Ces guérillas à base indienne constituent néanmoins une exception, plutôt qu'une règle. Elles apparaissent plutôt comme un échec de l'action collective pacifique que comme son prolongement. À chaque fois, le recours aux armes est justifié comme une nécessité de nature défensive (se protéger tant des exactions des guérillas non indiennes que des forces armées de l'État) plutôt que comme une stratégie offensive délibérément choisie pour atteindre les objectifs ultimes du mouvement. En ce sens, il est significatif que, le plus souvent, à l'origine de ces guérillas se trouvent des groupes d'autodéfense constitués par les communautés pour se protéger de la violence « importée » par les révolutionnaires et leurs ennemis.

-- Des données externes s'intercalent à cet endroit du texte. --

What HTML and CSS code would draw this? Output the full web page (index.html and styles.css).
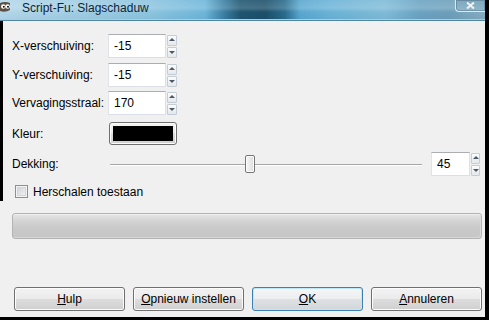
FILE: index.html
```html
<!DOCTYPE html>
<html lang="nl">
<head>
<meta charset="utf-8">
<title>Script-Fu: Slagschaduw</title>
<link rel="stylesheet" href="styles.css">
</head>
<body>
<div class="window">
  <div class="titlebar">
    <svg class="app-icon" width="11" height="12" viewBox="0 0 11 12">
      <path d="M0 2 Q5 0 10 2 L10 9 Q5 12 0 10 Z" fill="#5b5043"/>
      <circle cx="3.3" cy="5.5" r="2.3" fill="#fff"/>
      <circle cx="7.6" cy="5.5" r="2.3" fill="#fff"/>
      <circle cx="3.8" cy="5.8" r="1" fill="#111"/>
      <circle cx="8" cy="5.8" r="1" fill="#111"/>
    </svg>
    <span class="title">Script-Fu: Slagschaduw</span>
    <div class="close">
      <svg width="9" height="7" viewBox="0 0 9 7"><path d="M1 0.5 L8 6.5 M8 0.5 L1 6.5" stroke="#eef3f6" stroke-width="2"/></svg>
    </div>
  </div>

  <div class="content">
    <div class="row r1">
      <span class="lbl">X-verschuiving:</span>
      <div class="spin">
        <div class="entry">-15</div>
        <div class="arrows"><span class="arr up"></span><span class="arr down"></span></div>
      </div>
    </div>
    <div class="row r2">
      <span class="lbl">Y-verschuiving:</span>
      <div class="spin">
        <div class="entry">-15</div>
        <div class="arrows"><span class="arr up"></span><span class="arr down"></span></div>
      </div>
    </div>
    <div class="row r3">
      <span class="lbl">Vervagingsstraal:</span>
      <div class="spin">
        <div class="entry">170</div>
        <div class="arrows"><span class="arr up"></span><span class="arr down"></span></div>
      </div>
    </div>
    <div class="row r4">
      <span class="lbl">Kleur:</span>
      <div class="colorbtn"><div class="swatch"></div></div>
    </div>
    <div class="row r5">
      <span class="lbl">Dekking:</span>
      <div class="slider">
        <div class="track"></div>
        <div class="thumb" style="left: calc(45% - 5px);"></div>
      </div>
      <div class="spin small">
        <div class="entry">45</div>
        <div class="arrows"><span class="arr up"></span><span class="arr down"></span></div>
      </div>
    </div>
    <div class="row r6">
      <span class="check"></span>
      <span class="check-label">Herschalen toestaan</span>
    </div>
    <div class="progress"></div>
    <div class="buttons">
      <button class="btn"><u>H</u>ulp</button>
      <button class="btn"><u>O</u>pnieuw instellen</button>
      <button class="btn default"><u>O</u>K</button>
      <button class="btn"><u>A</u>nnuleren</button>
    </div>
  </div>
</div>
</body>
</html>
```

FILE: styles.css
```css
* { box-sizing: border-box; }

html, body {
  margin: 0;
  padding: 0;
  background: #000;
}

body {
  font-family: "Liberation Sans", Arial, sans-serif;
  font-size: 12px;
  color: #000;
}

.window {
  position: relative;
  width: 489px;
  height: 320px;
  display: flex;
  flex-direction: column;
  background: #f0f0f0;
  border-right: 4px solid #000;
  border-bottom: 3px solid #000;
}

.window::before {
  content: "";
  position: absolute;
  left: 0;
  top: 21px;
  width: 3px;
  height: 180px;
  background: #000;
}

/* ---------- title bar ---------- */
.titlebar {
  height: 21px;
  flex: none;
  display: flex;
  align-items: flex-start;
  background:
    linear-gradient(to bottom, rgba(255,255,255,0.10) 0, rgba(255,255,255,0.18) 40%, rgba(0,0,0,0) 60%, rgba(0,0,0,0.04) 100%),
    linear-gradient(to right,
      #b3d7ea 0,
      #a4cfe5 60px,
      #8cc4df 150px,
      #6db6da 205px,
      #3a7fa3 224px,
      #1f5672 240px,
      #1c4f69 265px,
      #2a6c8d 285px,
      #58a7cf 300px,
      #6ab3d7 330px,
      #7fbbd8 385px,
      #6aa3c2 420px,
      #6d9fba 450px,
      #86acc1 485px);
  border-bottom: 1px solid #4f86a4;
  box-shadow: inset 0 -1px 0 #a9cde0;
}

.app-icon {
  flex: none;
  margin-top: 1px;
}

.title {
  margin-left: 11px;
  line-height: 16px;
  color: #0f2533;
  white-space: nowrap;
}

.close {
  margin-left: auto;
  width: 30px;
  height: 12px;
  display: flex;
  justify-content: center;
  align-items: flex-start;
  padding-top: 2px;
  border: 1px solid #dfe9ef;
  border-top: none;
  border-right: none;
  border-bottom-left-radius: 4px;
  background: linear-gradient(to bottom, #7da8bf, #90b6ca);
  box-shadow: inset 0 0 0 1px rgba(60,90,110,0.35);
}

/* ---------- content ---------- */
.content {
  flex: 1;
  display: flex;
  flex-direction: column;
  padding: 13px 3px 6px 12px;
}

.row {
  display: flex;
  align-items: center;
}

.r1 { height: 24px; }
.r2 { height: 24px; margin-top: 5px; }
.r3 { height: 24px; margin-top: 4px; }
.r4 { height: 23px; margin-top: 7px; }
.r5 { height: 24px; margin-top: 7px; }
.r6 { height: 13px; margin-top: 9px; }

.lbl {
  width: 96px;
  flex: none;
  white-space: nowrap;
}

/* spin button */
.spin {
  display: flex;
  align-items: center;
  height: 24px;
}

.entry {
  width: 58px;
  height: 24px;
  padding-left: 5px;
  line-height: 22px;
  background: #fff;
  border: 1px solid #dbdfe6;
  border-top-color: #abadb3;
  border-left-color: #e2e3ea;
}

.spin.small { margin-right: 2px; margin-left: 9px; }
.spin.small .entry { width: 39px; }

.arrows {
  display: flex;
  flex-direction: column;
  gap: 1px;
  margin-left: 1px;
}

.arr {
  position: relative;
  display: block;
  width: 10px;
  height: 11px;
  border: 1px solid #c5cdd6;
  border-radius: 1px;
  background: linear-gradient(to bottom, #fbfcfd, #e4e8ec);
}

.spin.small .arr { width: 9px; }

.arr::after {
  content: "";
  position: absolute;
  left: 50%;
  top: 50%;
  margin-left: -3px;
  width: 0;
  height: 0;
  border-left: 3px solid transparent;
  border-right: 3px solid transparent;
}

.arr.up::after {
  margin-top: -2px;
  border-bottom: 3px solid #4b5966;
}

.arr.down::after {
  margin-top: -1px;
  border-top: 3px solid #4b5966;
}

/* colour button */
.colorbtn {
  margin-left: 1px;
  width: 68px;
  height: 23px;
  padding: 3px;
  border: 1px solid #707070;
  border-radius: 3px;
  background: linear-gradient(to bottom, #f2f2f2 0, #ebebeb 50%, #dddddd 50%, #cfcfcf 100%);
  box-shadow: inset 0 0 0 1px #fcfcfc;
}

.swatch {
  width: 100%;
  height: 100%;
  background: #000;
}

/* slider */
.slider {
  position: relative;
  flex: 1;
  height: 20px;
  margin-left: 2px;
}

.track {
  position: absolute;
  left: 0;
  right: 0;
  top: 10px;
  height: 2px;
  border-top: 1px solid #a6a6a6;
  border-bottom: 1px solid #ffffff;
}

.thumb {
  position: absolute;
  top: 1px;
  width: 10px;
  height: 18px;
  border: 1px solid #757575;
  border-radius: 2px;
  background: linear-gradient(to right, #f7f7f7, #dcdcdc);
  box-shadow: inset 0 0 0 1px #fdfdfd;
}

/* check */
.check {
  width: 13px;
  height: 13px;
  margin-left: 3px;
  border: 1px solid #8e8f8f;
  background: linear-gradient(135deg, #cbcfd5, #f6f6f6);
  box-shadow: inset 0 0 0 1px #f4f4f4, inset 0 0 0 2px #d3d5d8;
}

.check-label {
  margin-left: 5px;
}

/* progress */
.progress {
  margin-top: 15px;
  height: 26px;
  border: 1px solid #b3b3b3;
  border-radius: 3px;
  background: linear-gradient(to bottom, #e6e6e6 0, #d6d6d6 25%, #cacaca 55%, #c6c6c6 100%);
  box-shadow: inset 0 1px 0 #efefef, inset -1px -1px 0 #d8d8d8;
}

/* buttons */
.buttons {
  margin-top: auto;
  margin-left: 2px;
  margin-right: 0;
  display: grid;
  grid-template-columns: repeat(4, 1fr);
  gap: 8px;
}

.btn {
  height: 24px;
  padding: 0;
  font-family: inherit;
  font-size: 12px;
  color: #000;
  border: 1px solid #707070;
  border-radius: 3px;
  background: linear-gradient(to bottom, #f2f2f2 0, #ebebeb 50%, #dddddd 50%, #cfcfcf 100%);
  box-shadow: inset 0 0 0 1px #fcfcfc;
}

.btn.default {
  border-color: #3c7fb1;
  box-shadow: inset 0 0 0 1px #bfe6fa;
  background: linear-gradient(to bottom, #f4f6f7 0, #eceef0 50%, #dfe2e4 50%, #d2d6d9 100%);
}
```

La lutte armée atteste souvent d'une décomposition du mouvement indien, pris dans une spirale de violence dont les tenants et les aboutissants (prise du pouvoir d'État, instauration d'un régime socialiste) sont étrangers aux objectifs de l'action collective initiale. Le plus souvent aussi, ce sont des agents extérieurs à la société indigène qui opèrent la jonction entre un mouvement communautaire affaibli et les guérillas dont les cadres sont presque toujours d'origine urbaine et non indienne. Dans les cas extrêmes, l'indianité est totalement instrumentalisée, sous forme de vagues symboles empruntés à une cosmologie andine et plaqués sur un discours d'essence crypto-marxiste et sur une stratégie de destruction systématique de toute forme de sociabilité et d'action collective pacifique et autonome. Ce fut le cas en particulier du Sentier lumineux (P.C.P.-S.L. : Partido communista del Perú Sendero Luminoso), scission maoïste du Parti communiste péruvien qui mena une sanglante guérilla entre 1980 et l'arrestation de son chef Abimael Cuzmán, en 1992.[...]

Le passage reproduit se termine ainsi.